▶ RECORDS SHOWN
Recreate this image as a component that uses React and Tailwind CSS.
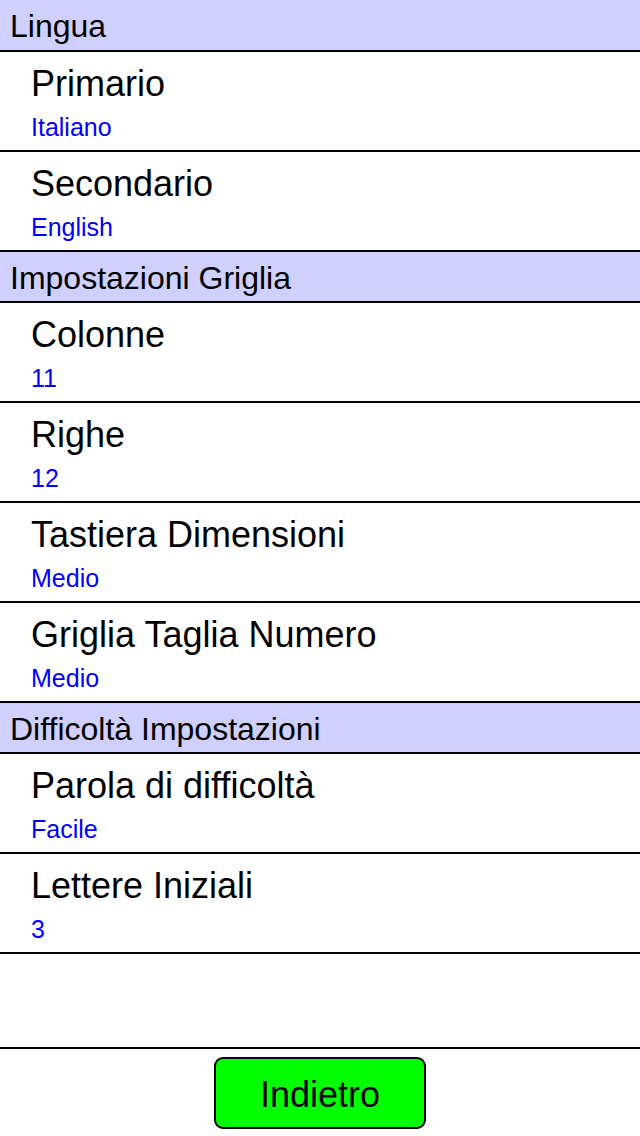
import React from "react";

const font = { fontFamily: '"Liberation Sans", Arial, Helvetica, sans-serif' };

function Header({ children, h = "h-[52px]" }) {
  return (
    <div className={`${h} bg-[#d0d0ff] border-b-2 border-black pl-[10px] pt-[2px] text-[32px] leading-[48px] text-black`}>
      {children}
    </div>
  );
}

function Row({ title, value }) {
  return (
    <div className="h-[100px] border-b-2 border-black pl-[31px] pt-[14px] flex flex-col">
      <div className="text-[36px] leading-[36px] text-black">{title}</div>
      <div className="mt-[13px] text-[25px] leading-[25px] text-[#0000ff]">{value}</div>
    </div>
  );
}

export default function App() {
  return (
    <div className="w-[640px] h-[1136px] bg-white flex flex-col overflow-hidden" style={font}>
      <Header>Lingua</Header>
      <Row title="Primario" value="Italiano" />
      <Row title="Secondario" value="English" />
      <Header h="h-[51px]">Impostazioni Griglia</Header>
      <Row title="Colonne" value="11" />
      <Row title="Righe" value="12" />
      <Row title="Tastiera Dimensioni" value="Medio" />
      <Row title="Griglia Taglia Numero" value="Medio" />
      <Header h="h-[51px]">Difficoltà Impostazioni</Header>
      <Row title="Parola di difficoltà" value="Facile" />
      <Row title="Lettere Iniziali" value="3" />
      <div className="flex-1 border-b-2 border-black" />
      <div className="h-[87px] flex justify-center pt-[8px]">
        <button className="w-[212px] h-[72px] pt-[4px] bg-[#00ff00] border-2 border-black rounded-[9px] text-[36px] text-black leading-none flex items-center justify-center" style={font}>
          Indietro
        </button>
      </div>
    </div>
  );
}
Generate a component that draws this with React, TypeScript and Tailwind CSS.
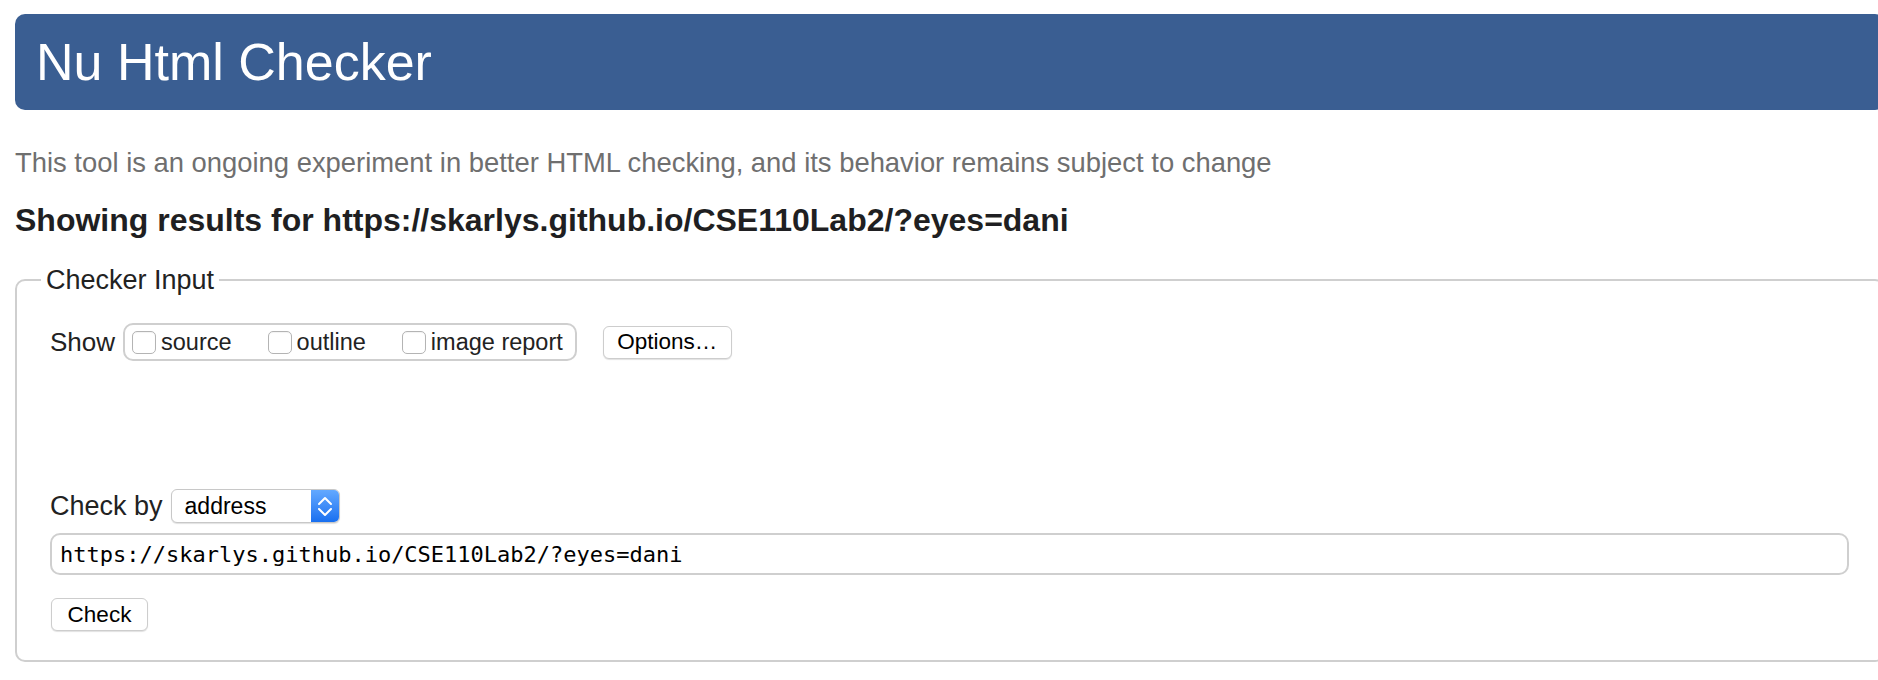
import React from "react";

function Box() {
  return (
    <span className="inline-block w-[24px] h-[23px] shrink-0 rounded-[5px] border border-[#b4b4b4] bg-white shadow-[inset_0_1px_1px_rgba(0,0,0,0.05)]" />
  );
}

export default function App() {
  return (
    <div className="w-[1878px] h-[680px] overflow-hidden bg-white text-[#222] font-['Liberation_Sans',Arial,sans-serif]">
      <div className="w-[1900px] px-[15px] pt-[14px]">
        <header className="h-[96px] rounded-[10px] bg-[#3a5e92] pl-[21px] flex items-center">
          <h1 className="text-[52px] leading-[52px] text-white font-normal">Nu Html Checker</h1>
        </header>
        <p className="mt-[37px] text-[27.4px] leading-[32px] text-[#6f6f6f]">
          This tool is an ongoing experiment in better HTML checking, and its behavior remains subject to change
        </p>
        <h2 className="mt-[23px] text-[32px] leading-[36px] font-bold text-[#1f1f22]">
          Showing results for https://skarlys.github.io/CSE110Lab2/?eyes=dani
        </h2>
        <fieldset className="mt-[27px] border-2 border-[#cfcfcf] rounded-[10px] pl-[24px] pr-[34px] pb-[29px]">
          <legend className="px-[5px] text-[27px] leading-[30px]">Checker Input</legend>
          <div className="ml-[9px]">
            <div className="mt-[28px] flex items-center">
              <span className="text-[26px] leading-[30px]">Show</span>
              <div className="ml-[8px] h-[38px] flex items-center border-2 border-[#cfcfcf] rounded-[10px] pl-[7px] pr-[12px] gap-[36px] text-[23.5px] leading-[28px]">
                <label className="flex items-center gap-[5px]">
                  <Box />
                  source
                </label>
                <label className="flex items-center gap-[5px]">
                  <Box />
                  outline
                </label>
                <label className="flex items-center gap-[5px]">
                  <Box />
                  image report
                </label>
              </div>
              <button className="ml-[26px] h-[33px] w-[129px] rounded-[6px] border border-[#cdcdcd] bg-white text-black text-[22.5px] leading-[28px] shadow-[0_1px_1px_rgba(0,0,0,0.12)]">
                Options…
              </button>
            </div>
            <div className="mt-[128px] flex items-center">
              <span className="text-[27px] leading-[30px]">Check by</span>
              <div className="ml-[8px] w-[169px] h-[34px] flex rounded-[6px] border border-[#c8c8c8] bg-white shadow-[0_1px_1px_rgba(0,0,0,0.12)] overflow-hidden">
                <span className="flex-1 pl-[13px] text-[23px] leading-[32px] text-black">address</span>
                <span className="w-[28px] bg-linear-to-b from-[#63a9ff] to-[#176ff0] flex items-center justify-center">
                  <svg width="28" height="32" viewBox="0 0 28 32" fill="none" stroke="white" strokeWidth="2" strokeLinecap="round" strokeLinejoin="round">
                    <path d="M8 14 L14 8 L20 14" />
                    <path d="M8 19 L14 25 L20 19" />
                  </svg>
                </span>
              </div>
            </div>
            <input
              readOnly
              defaultValue="https://skarlys.github.io/CSE110Lab2/?eyes=dani"
              className="mt-[10px] block w-full h-[42px] border-2 border-[#cfcfcf] rounded-[10px] px-[8px] text-[22px] text-black font-['DejaVu_Sans_Mono',monospace] outline-none"
            />
            <button className="mt-[23px] ml-[1px] block h-[33px] w-[97px] rounded-[6px] border border-[#cdcdcd] bg-white text-black text-[22.5px] leading-[28px] shadow-[0_1px_1px_rgba(0,0,0,0.12)]">
              Check
            </button>
          </div>
        </fieldset>
      </div>
    </div>
  );
}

▶ EXERCISE INSTRUCTIONS
Give every line above again exactly, with no pictures.

▶ SOLUTION TO THIS TASK
Recreate this image as a component that uses React and Tailwind CSS.
import React from "react";

const font = { fontFamily: '"Liberation Sans", Arial, Helvetica, sans-serif' };

function Header({ children, h = "h-[52px]" }) {
  return (
    <div className={`${h} bg-[#d0d0ff] border-b-2 border-black pl-[10px] pt-[2px] text-[32px] leading-[48px] text-black`}>
      {children}
    </div>
  );
}

function Row({ title, value }) {
  return (
    <div className="h-[100px] border-b-2 border-black pl-[31px] pt-[14px] flex flex-col">
      <div className="text-[36px] leading-[36px] text-black">{title}</div>
      <div className="mt-[13px] text-[25px] leading-[25px] text-[#0000ff]">{value}</div>
    </div>
  );
}

export default function App() {
  return (
    <div className="w-[640px] h-[1136px] bg-white flex flex-col overflow-hidden" style={font}>
      <Header>Lingua</Header>
      <Row title="Primario" value="Italiano" />
      <Row title="Secondario" value="English" />
      <Header h="h-[51px]">Impostazioni Griglia</Header>
      <Row title="Colonne" value="11" />
      <Row title="Righe" value="12" />
      <Row title="Tastiera Dimensioni" value="Medio" />
      <Row title="Griglia Taglia Numero" value="Medio" />
      <Header h="h-[51px]">Difficoltà Impostazioni</Header>
      <Row title="Parola di difficoltà" value="Facile" />
      <Row title="Lettere Iniziali" value="3" />
      <div className="flex-1 border-b-2 border-black" />
      <div className="h-[87px] flex justify-center pt-[8px]">
        <button className="w-[212px] h-[72px] pt-[4px] bg-[#00ff00] border-2 border-black rounded-[9px] text-[36px] text-black leading-none flex items-center justify-center" style={font}>
          Indietro
        </button>
      </div>
    </div>
  );
}
Generate a component that draws this with React, TypeScript and Tailwind CSS.
import React from "react";

function Box() {
  return (
    <span className="inline-block w-[24px] h-[23px] shrink-0 rounded-[5px] border border-[#b4b4b4] bg-white shadow-[inset_0_1px_1px_rgba(0,0,0,0.05)]" />
  );
}

export default function App() {
  return (
    <div className="w-[1878px] h-[680px] overflow-hidden bg-white text-[#222] font-['Liberation_Sans',Arial,sans-serif]">
      <div className="w-[1900px] px-[15px] pt-[14px]">
        <header className="h-[96px] rounded-[10px] bg-[#3a5e92] pl-[21px] flex items-center">
          <h1 className="text-[52px] leading-[52px] text-white font-normal">Nu Html Checker</h1>
        </header>
        <p className="mt-[37px] text-[27.4px] leading-[32px] text-[#6f6f6f]">
          This tool is an ongoing experiment in better HTML checking, and its behavior remains subject to change
        </p>
        <h2 className="mt-[23px] text-[32px] leading-[36px] font-bold text-[#1f1f22]">
          Showing results for https://skarlys.github.io/CSE110Lab2/?eyes=dani
        </h2>
        <fieldset className="mt-[27px] border-2 border-[#cfcfcf] rounded-[10px] pl-[24px] pr-[34px] pb-[29px]">
          <legend className="px-[5px] text-[27px] leading-[30px]">Checker Input</legend>
          <div className="ml-[9px]">
            <div className="mt-[28px] flex items-center">
              <span className="text-[26px] leading-[30px]">Show</span>
              <div className="ml-[8px] h-[38px] flex items-center border-2 border-[#cfcfcf] rounded-[10px] pl-[7px] pr-[12px] gap-[36px] text-[23.5px] leading-[28px]">
                <label className="flex items-center gap-[5px]">
                  <Box />
                  source
                </label>
                <label className="flex items-center gap-[5px]">
                  <Box />
                  outline
                </label>
                <label className="flex items-center gap-[5px]">
                  <Box />
                  image report
                </label>
              </div>
              <button className="ml-[26px] h-[33px] w-[129px] rounded-[6px] border border-[#cdcdcd] bg-white text-black text-[22.5px] leading-[28px] shadow-[0_1px_1px_rgba(0,0,0,0.12)]">
                Options…
              </button>
            </div>
            <div className="mt-[128px] flex items-center">
              <span className="text-[27px] leading-[30px]">Check by</span>
              <div className="ml-[8px] w-[169px] h-[34px] flex rounded-[6px] border border-[#c8c8c8] bg-white shadow-[0_1px_1px_rgba(0,0,0,0.12)] overflow-hidden">
                <span className="flex-1 pl-[13px] text-[23px] leading-[32px] text-black">address</span>
                <span className="w-[28px] bg-linear-to-b from-[#63a9ff] to-[#176ff0] flex items-center justify-center">
                  <svg width="28" height="32" viewBox="0 0 28 32" fill="none" stroke="white" strokeWidth="2" strokeLinecap="round" strokeLinejoin="round">
                    <path d="M8 14 L14 8 L20 14" />
                    <path d="M8 19 L14 25 L20 19" />
                  </svg>
                </span>
              </div>
            </div>
            <input
              readOnly
              defaultValue="https://skarlys.github.io/CSE110Lab2/?eyes=dani"
              className="mt-[10px] block w-full h-[42px] border-2 border-[#cfcfcf] rounded-[10px] px-[8px] text-[22px] text-black font-['DejaVu_Sans_Mono',monospace] outline-none"
            />
            <button className="mt-[23px] ml-[1px] block h-[33px] w-[97px] rounded-[6px] border border-[#cdcdcd] bg-white text-black text-[22.5px] leading-[28px] shadow-[0_1px_1px_rgba(0,0,0,0.12)]">
              Check
            </button>
          </div>
        </fieldset>
      </div>
    </div>
  );
}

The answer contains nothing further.